Network Extrusion

From HandWiki

A network extrusion is a kind of VPN tunnel where a subnet (or host) is moved to another location, without any router advertisement changes. Such a subnet is routed to normally, but then send via a VPN tunnel to appear anywhere else on the internet. This type of VPN connection is often used for:

  • Adding IPv4 public address space to a location that has only 1 public IP address, such as a consumer internet connection
  • Assigning a static IP address to a roaming laptop to ensure it is always reachable on 1 static IP address. This is often done with IPsec and L2TP or XAUTH

In IPsec/Openswan IPv4 configuration, this corresponds to a policy on the client system like:

 conn mylaptop—extruded
      right=192.1.0.1
      rightsubnet=0.0.0.0/0
      left=%defaultroute
      leftsubnet=192.0.0.1/32
      leftsourceip=192.0.0.1

When this IPsec connection is active, the default IP address for outgoing connections is 192.0.0.1. Since this is covered by the IPsec tunnel, the packet will be encrypted and send to the remote IPsec gateway at 192.1.0.1. It will get decrypted and then sent to its original destination. Response packets follow a similar path in reverse.
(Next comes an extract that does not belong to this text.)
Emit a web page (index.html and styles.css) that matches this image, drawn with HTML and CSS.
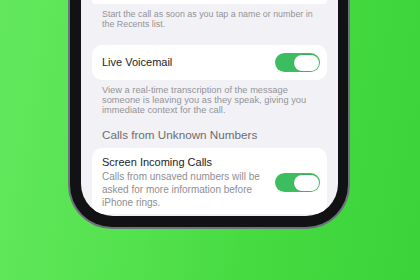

When using leftsubnet=192.0.0.0/24, one could even run a small network with the laptop as default gateway and provide public IP addresses to many computers, all appearing to live at the remote site.

Generally, IPsec VPNs are used in many cases to route private networks rather than public ones, so while this configuration is not implausible, it is unusual for VPN administrators.

Many remote access situations run as network extrusions so that a corporate firewall can inspect the traffic that travels to and from the laptop computer.

This technique can also be used to tunnel in IPv6 space into networks where only IPv4 space is available (or vice versa)

These tunnels are invisible to traceroute because the IPsec tunnel appears as a single additional hop, just like a subnet.